Understanding Regulatory and Court Orders (TikTok Inc. v. Garland)¶
Purpose¶
This guide turns the Supreme Court opinion into operational questions for security, legal, privacy, product, and governance teams. The case does not create a generic ban on foreign-linked platforms. It is a narrow decision about a specific statute, a specific record, and the Court's treatment of data collection, foreign-adversary control, and First Amendment burden.
Holding posture¶
The Court affirmed the D.C. Circuit and held that the Protecting Americans from Foreign Adversary Controlled Applications Act survived the First Amendment challenge as applied to TikTok and its users.
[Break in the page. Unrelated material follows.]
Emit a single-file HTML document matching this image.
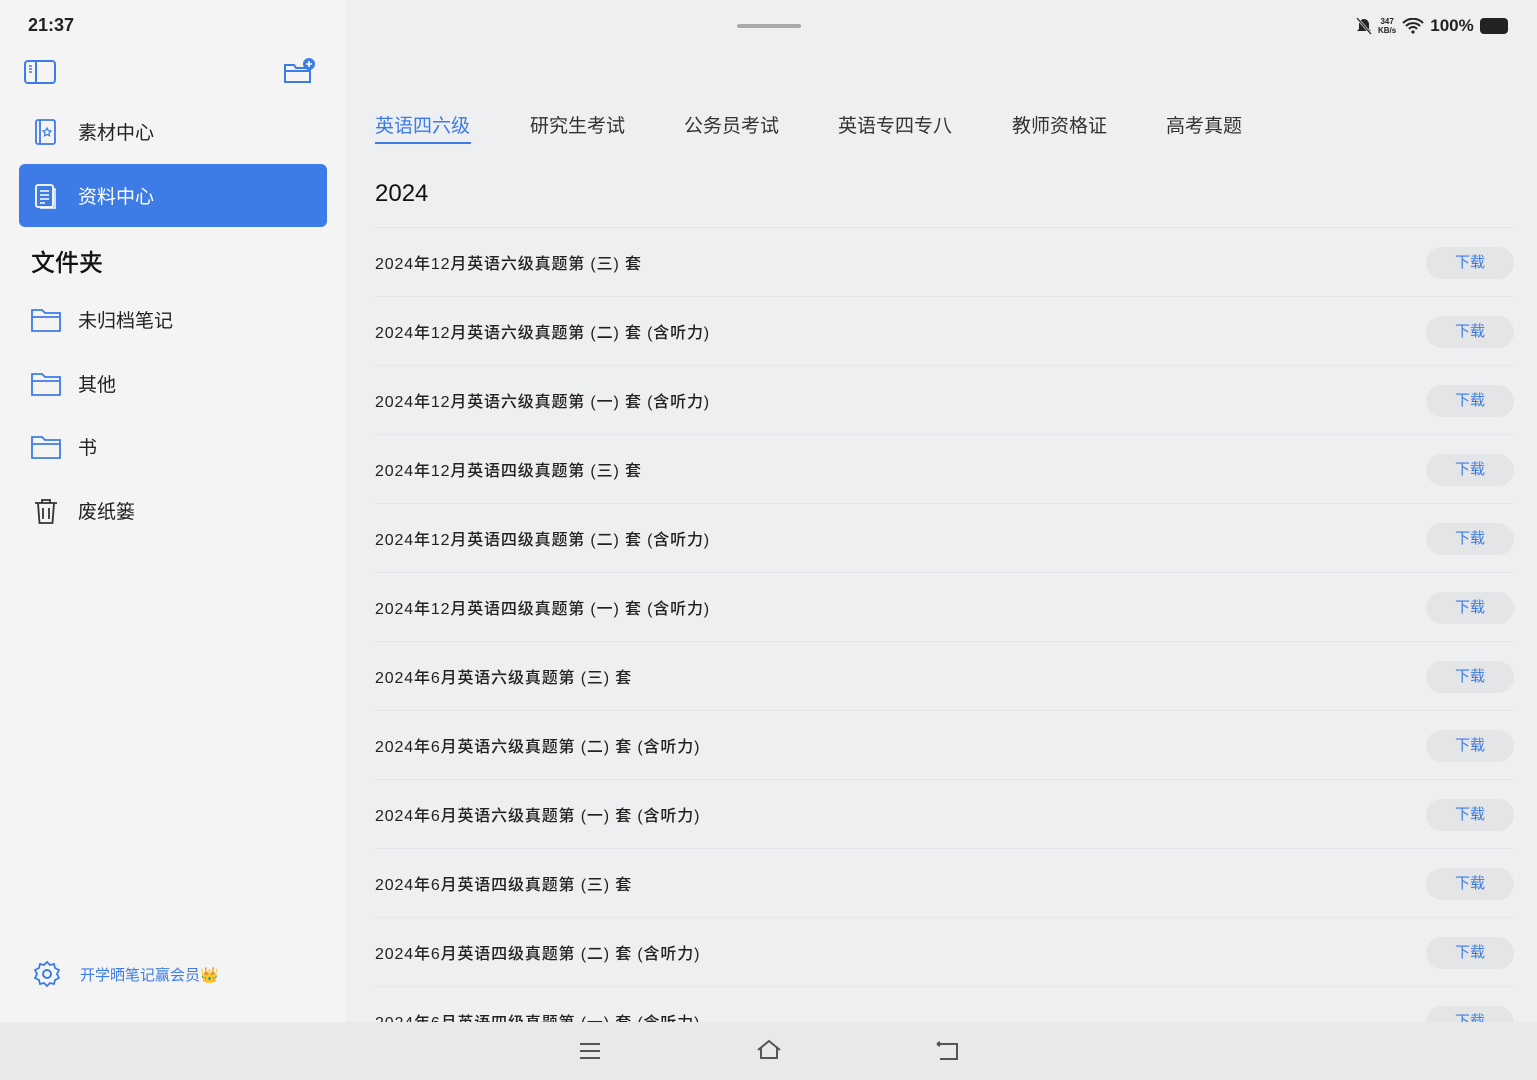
<!DOCTYPE html>
<html><head><meta charset="utf-8"><style>
*{margin:0;padding:0;box-sizing:border-box}
body{width:1537px;height:1080px;overflow:hidden;font-family:"Liberation Sans","Noto Sans CJK SC",sans-serif;background:#eeeff1;position:relative;color:#222}
.side{position:absolute;left:0;top:0;width:346px;height:1022px;background:#f4f4f5}
.abs{position:absolute}
.item{position:absolute;left:19px;width:308px;height:63px;display:flex;align-items:center;font-size:19px;color:#222}
.item svg{margin-left:13px;margin-right:20px}
.sel{background:#3d7be6;border-radius:6px;color:#fff}
.tabs span{position:absolute;top:111px;font-size:19px;color:#333}
.row{position:absolute;left:375px;width:1139px;height:69px;border-top:1px solid #e4e5e8}
.row .t{position:absolute;left:0;top:22px;font-size:16px;color:#222;letter-spacing:.85px;font-weight:500}
.row .b{position:absolute;right:0;top:19px;width:88px;height:32px;border-radius:16px;background:#e4e5e7;color:#3d7be6;font-size:15px;text-align:center;line-height:32px}
.nav{position:absolute;left:0;top:1022px;width:1537px;height:58px;background:#e9e9ea}
</style></head><body>
<div class="side">
<div class="abs" style="left:28px;top:15px;font-size:18px;font-weight:bold;color:#222">21:37</div>
<svg class="abs" style="left:24px;top:60px" width="32" height="24" viewBox="0 0 32 24"><rect x="1" y="1" width="30" height="22" rx="3" fill="none" stroke="#3d7be6" stroke-width="2"/><line x1="12" y1="1" x2="12" y2="23" stroke="#3d7be6" stroke-width="2"/><line x1="5" y1="6" x2="8" y2="6" stroke="#3d7be6" stroke-width="1.5"/><line x1="5" y1="9" x2="8" y2="9" stroke="#3d7be6" stroke-width="1.5"/><line x1="5" y1="12" x2="8" y2="12" stroke="#3d7be6" stroke-width="1.5"/></svg>
<svg class="abs" style="left:282px;top:57px" width="36" height="28" viewBox="0 0 36 28"><path d="M3 8h9l2 3h14v14H3z" fill="none" stroke="#3d7be6" stroke-width="2"/><line x1="3" y1="14" x2="28" y2="14" stroke="#3d7be6" stroke-width="2"/><circle cx="27" cy="7" r="6" fill="#3d7be6"/><path d="M27 4v6M24 7h6" stroke="#fff" stroke-width="1.6"/></svg>
<div class="item" style="top:100px"><svg width="26" height="28" viewBox="0 0 26 28"><rect x="4" y="2" width="19" height="24" rx="2" fill="none" stroke="#3d7be6" stroke-width="1.8"/><line x1="8" y1="2" x2="8" y2="26" stroke="#3d7be6" stroke-width="1.8"/><path d="M15 10l1.3 2.6 2.7.4-2 2 .5 2.8-2.5-1.3-2.5 1.3.5-2.8-2-2 2.7-.4z" fill="none" stroke="#3d7be6" stroke-width="1.2"/></svg>素材中心</div>
<div class="item sel" style="top:164px"><svg width="26" height="28" viewBox="0 0 26 28"><rect x="4" y="3" width="17" height="22" rx="2" fill="none" stroke="#fff" stroke-width="1.8"/><path d="M21 7h2v19H8" fill="none" stroke="#fff" stroke-width="1.5"/><path d="M8 9h9M8 13h9M8 17h9M8 21h5" stroke="#fff" stroke-width="1.5"/></svg>资料中心</div>
<div class="abs" style="left:31px;top:243px;font-size:24px;font-weight:500;color:#111">文件夹</div>
<div class="item" style="top:288px;left:19px"><svg width="32" height="26" viewBox="0 0 32 26" style="margin-left:11px;margin-right:16px"><path d="M2 3h10l3 3h15v18H2z" fill="none" stroke="#3d7be6" stroke-width="1.8"/><line x1="2" y1="10" x2="30" y2="10" stroke="#3d7be6" stroke-width="1.8"/></svg>未归档笔记</div>
<div class="item" style="top:352px"><svg width="32" height="26" viewBox="0 0 32 26" style="margin-left:11px;margin-right:16px"><path d="M2 3h10l3 3h15v18H2z" fill="none" stroke="#3d7be6" stroke-width="1.8"/><line x1="2" y1="10" x2="30" y2="10" stroke="#3d7be6" stroke-width="1.8"/></svg>其他</div>
<div class="item" style="top:415px"><svg width="32" height="26" viewBox="0 0 32 26" style="margin-left:11px;margin-right:16px"><path d="M2 3h10l3 3h15v18H2z" fill="none" stroke="#3d7be6" stroke-width="1.8"/><line x1="2" y1="10" x2="30" y2="10" stroke="#3d7be6" stroke-width="1.8"/></svg>书</div>
<div class="item" style="top:479px"><svg width="28" height="28" viewBox="0 0 28 28" style="margin-left:13px;margin-right:18px"><path d="M3 6h22M10 6V3h8v3M6 6l1.5 20h13L22 6M11 11v11M17 11v11" fill="none" stroke="#333" stroke-width="1.8"/></svg>废纸篓</div>
<svg class="abs" style="left:33px;top:960px" width="28" height="28" viewBox="0 0 28 28"><circle cx="14" cy="14" r="4" fill="none" stroke="#3d7be6" stroke-width="2"/><path d="M14 2l3 3 4-1 1 4 4 2-2 4 2 4-4 2-1 4-4-1-3 3-3-3-4 1-1-4-4-2 2-4-2-4 4-2 1-4 4 1z" fill="none" stroke="#3d7be6" stroke-width="1.8"/></svg>
<div class="abs" style="left:80px;top:964px;font-size:15px;color:#3d7be6">开学晒笔记赢会员<span style="color:#e8b830">👑</span></div>
</div>
<div class="abs" style="left:737px;top:24px;width:64px;height:4px;border-radius:2px;background:#aaa"></div>
<div class="abs" style="left:1356px;top:16px;font-size:17px;color:#222;display:flex;align-items:center;gap:6px">
<svg width="16" height="18" viewBox="0 0 16 18"><path d="M8 2a5 5 0 015 5v5l2 2H1l2-2V7a5 5 0 015-5z M6 16h4" fill="#222"/><line x1="1" y1="1" x2="15" y2="17" stroke="#eeeff1" stroke-width="2.5"/><line x1="1" y1="1" x2="15" y2="17" stroke="#222" stroke-width="1.3"/></svg>
<span style="font-size:8px;line-height:9px;text-align:center;font-weight:bold">347<br>KB/s</span>
<svg width="22" height="16" viewBox="0 0 22 16"><path d="M1 5a14 14 0 0120 0M4 8a10 10 0 0114 0M7 11a5 5 0 018 0" fill="none" stroke="#222" stroke-width="2"/><circle cx="11" cy="14" r="1.6" fill="#222"/></svg>
<span style="font-weight:bold">100%</span>
<div style="width:28px;height:16px;border-radius:4px;background:#222"></div></div>
<div class="tabs">
<span style="left:375px;color:#3d7be6">英语四六级</span>
<div class="abs" style="left:375px;top:142px;width:96px;height:2px;background:#3d7be6"></div>
<span style="left:530px">研究生考试</span><span style="left:684px">公务员考试</span><span style="left:838px">英语专四专八</span><span style="left:1012px">教师资格证</span><span style="left:1166px">高考真题</span></div>
<div class="abs" style="left:375px;top:180px;font-size:24px;color:#111">2024</div>
<div class="row" style="top:227px"><div class="t">2024年12月英语六级真题第 (三) 套</div><div class="b">下载</div></div>
<div class="row" style="top:296px"><div class="t">2024年12月英语六级真题第 (二) 套 (含听力)</div><div class="b">下载</div></div>
<div class="row" style="top:365px"><div class="t">2024年12月英语六级真题第 (一) 套 (含听力)</div><div class="b">下载</div></div>
<div class="row" style="top:434px"><div class="t">2024年12月英语四级真题第 (三) 套</div><div class="b">下载</div></div>
<div class="row" style="top:503px"><div class="t">2024年12月英语四级真题第 (二) 套 (含听力)</div><div class="b">下载</div></div>
<div class="row" style="top:572px"><div class="t">2024年12月英语四级真题第 (一) 套 (含听力)</div><div class="b">下载</div></div>
<div class="row" style="top:641px"><div class="t">2024年6月英语六级真题第 (三) 套</div><div class="b">下载</div></div>
<div class="row" style="top:710px"><div class="t">2024年6月英语六级真题第 (二) 套 (含听力)</div><div class="b">下载</div></div>
<div class="row" style="top:779px"><div class="t">2024年6月英语六级真题第 (一) 套 (含听力)</div><div class="b">下载</div></div>
<div class="row" style="top:848px"><div class="t">2024年6月英语四级真题第 (三) 套</div><div class="b">下载</div></div>
<div class="row" style="top:917px"><div class="t">2024年6月英语四级真题第 (二) 套 (含听力)</div><div class="b">下载</div></div>
<div class="row" style="top:986px"><div class="t">2024年6月英语四级真题第 (一) 套 (含听力)</div><div class="b">下载</div></div>
<div class="nav">
<svg class="abs" style="left:579px;top:20px" width="22" height="18" viewBox="0 0 22 18"><path d="M1 2h20M1 9h20M1 16h20" stroke="#555" stroke-width="2"/></svg>
<svg class="abs" style="left:756px;top:17px" width="26" height="22" viewBox="0 0 26 22"><path d="M2 11L13 2l11 9M5 9v10h16V9" fill="none" stroke="#555" stroke-width="2"/></svg>
<svg class="abs" style="left:935px;top:19px" width="24" height="20" viewBox="0 0 24 20"><path d="M2 3h20v15H5M2 3l3-2M2 3l3 2" fill="none" stroke="#555" stroke-width="2"/></svg>
</div>
</body></html>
The Court treated the data-collection justification as content neutral and held the challenged provisions were not substantially broader than necessary to address the government's data-collection concerns.
Operational translation¶
| Opinion theme | Practical security question | Evidence to preserve |
|---|---|---|
| Scale and sensitive data | What sensitive data is collected from U.S. users and at what scale? | Data inventory, data-flow map, retention map, access logs |
| Foreign-adversary control | Who can compel, influence, or technically access data, code, or operations? | Ownership map, access-control records, legal-control analysis |
| Recommendation algorithm | Who owns and changes ranking, recommendation, moderation, and promotion systems? | Change-control tickets, model ownership records, approval logs |
| Qualified divestiture | Would a separation actually sever foreign control over operations and data? | Separation architecture, dependency map, third-party validation |
| Narrow holding | What facts make this platform different from ordinary data collectors? | Risk memo, user-scale metrics, threat model, board decision record |
Key implementation rule¶
Treat control as an engineering fact. A legal structure is not enough if data, code, recommendation systems, credentials, infrastructure, or operational runbooks remain dependent on the controlled entity.